Task prompt> Your task is to repeat the entries word for word while leaving out the pictures.

Extracted information>

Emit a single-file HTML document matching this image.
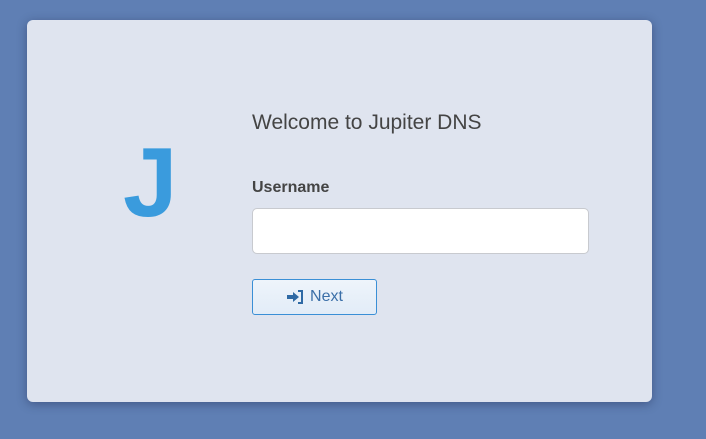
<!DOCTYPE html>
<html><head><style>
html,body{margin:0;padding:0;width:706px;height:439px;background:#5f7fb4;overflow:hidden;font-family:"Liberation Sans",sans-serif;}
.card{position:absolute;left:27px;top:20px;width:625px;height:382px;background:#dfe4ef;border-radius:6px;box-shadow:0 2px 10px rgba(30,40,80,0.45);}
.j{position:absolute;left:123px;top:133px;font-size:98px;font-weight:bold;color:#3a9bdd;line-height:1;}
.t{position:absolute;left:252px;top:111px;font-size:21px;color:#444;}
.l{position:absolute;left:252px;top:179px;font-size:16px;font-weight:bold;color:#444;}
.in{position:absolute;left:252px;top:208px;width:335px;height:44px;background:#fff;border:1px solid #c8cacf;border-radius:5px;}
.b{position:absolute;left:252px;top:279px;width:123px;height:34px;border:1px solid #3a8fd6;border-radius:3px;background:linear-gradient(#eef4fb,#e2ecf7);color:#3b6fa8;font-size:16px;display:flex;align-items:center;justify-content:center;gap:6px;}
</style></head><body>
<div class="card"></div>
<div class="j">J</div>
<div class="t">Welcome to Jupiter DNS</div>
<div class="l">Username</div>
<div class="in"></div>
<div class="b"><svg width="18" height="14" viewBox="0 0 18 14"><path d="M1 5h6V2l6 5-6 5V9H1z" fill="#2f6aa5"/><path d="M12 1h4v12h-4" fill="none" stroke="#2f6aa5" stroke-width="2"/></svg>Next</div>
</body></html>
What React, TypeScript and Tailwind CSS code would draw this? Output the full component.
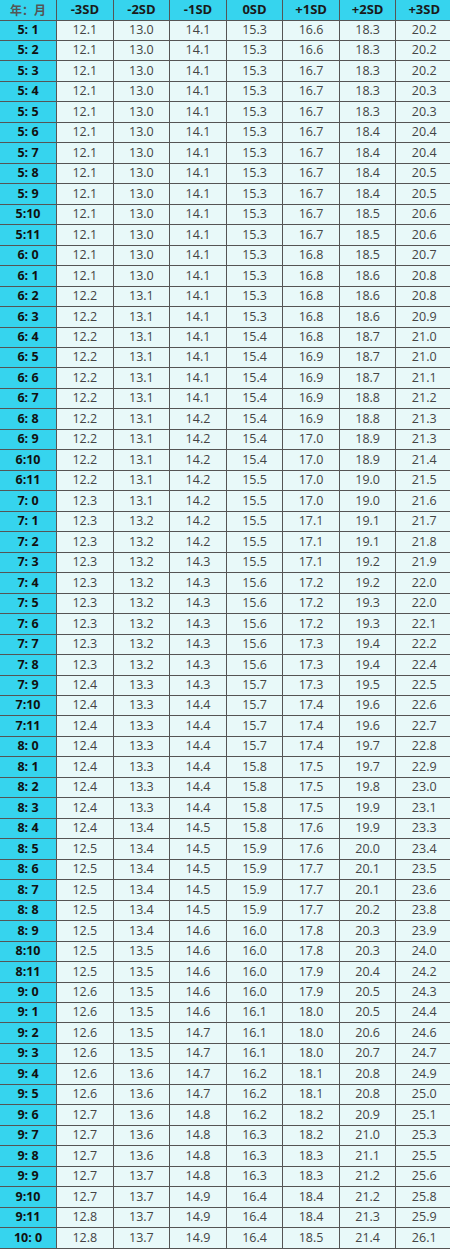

Result of the exercise>
Emit a single-file HTML document matching this image.
<!DOCTYPE html>
<html><head><style>
html,body{margin:0;padding:0;width:706px;height:439px;background:#5f7fb4;overflow:hidden;font-family:"Liberation Sans",sans-serif;}
.card{position:absolute;left:27px;top:20px;width:625px;height:382px;background:#dfe4ef;border-radius:6px;box-shadow:0 2px 10px rgba(30,40,80,0.45);}
.j{position:absolute;left:123px;top:133px;font-size:98px;font-weight:bold;color:#3a9bdd;line-height:1;}
.t{position:absolute;left:252px;top:111px;font-size:21px;color:#444;}
.l{position:absolute;left:252px;top:179px;font-size:16px;font-weight:bold;color:#444;}
.in{position:absolute;left:252px;top:208px;width:335px;height:44px;background:#fff;border:1px solid #c8cacf;border-radius:5px;}
.b{position:absolute;left:252px;top:279px;width:123px;height:34px;border:1px solid #3a8fd6;border-radius:3px;background:linear-gradient(#eef4fb,#e2ecf7);color:#3b6fa8;font-size:16px;display:flex;align-items:center;justify-content:center;gap:6px;}
</style></head><body>
<div class="card"></div>
<div class="j">J</div>
<div class="t">Welcome to Jupiter DNS</div>
<div class="l">Username</div>
<div class="in"></div>
<div class="b"><svg width="18" height="14" viewBox="0 0 18 14"><path d="M1 5h6V2l6 5-6 5V9H1z" fill="#2f6aa5"/><path d="M12 1h4v12h-4" fill="none" stroke="#2f6aa5" stroke-width="2"/></svg>Next</div>
</body></html>
What React, TypeScript and Tailwind CSS code would draw this? Output the full component.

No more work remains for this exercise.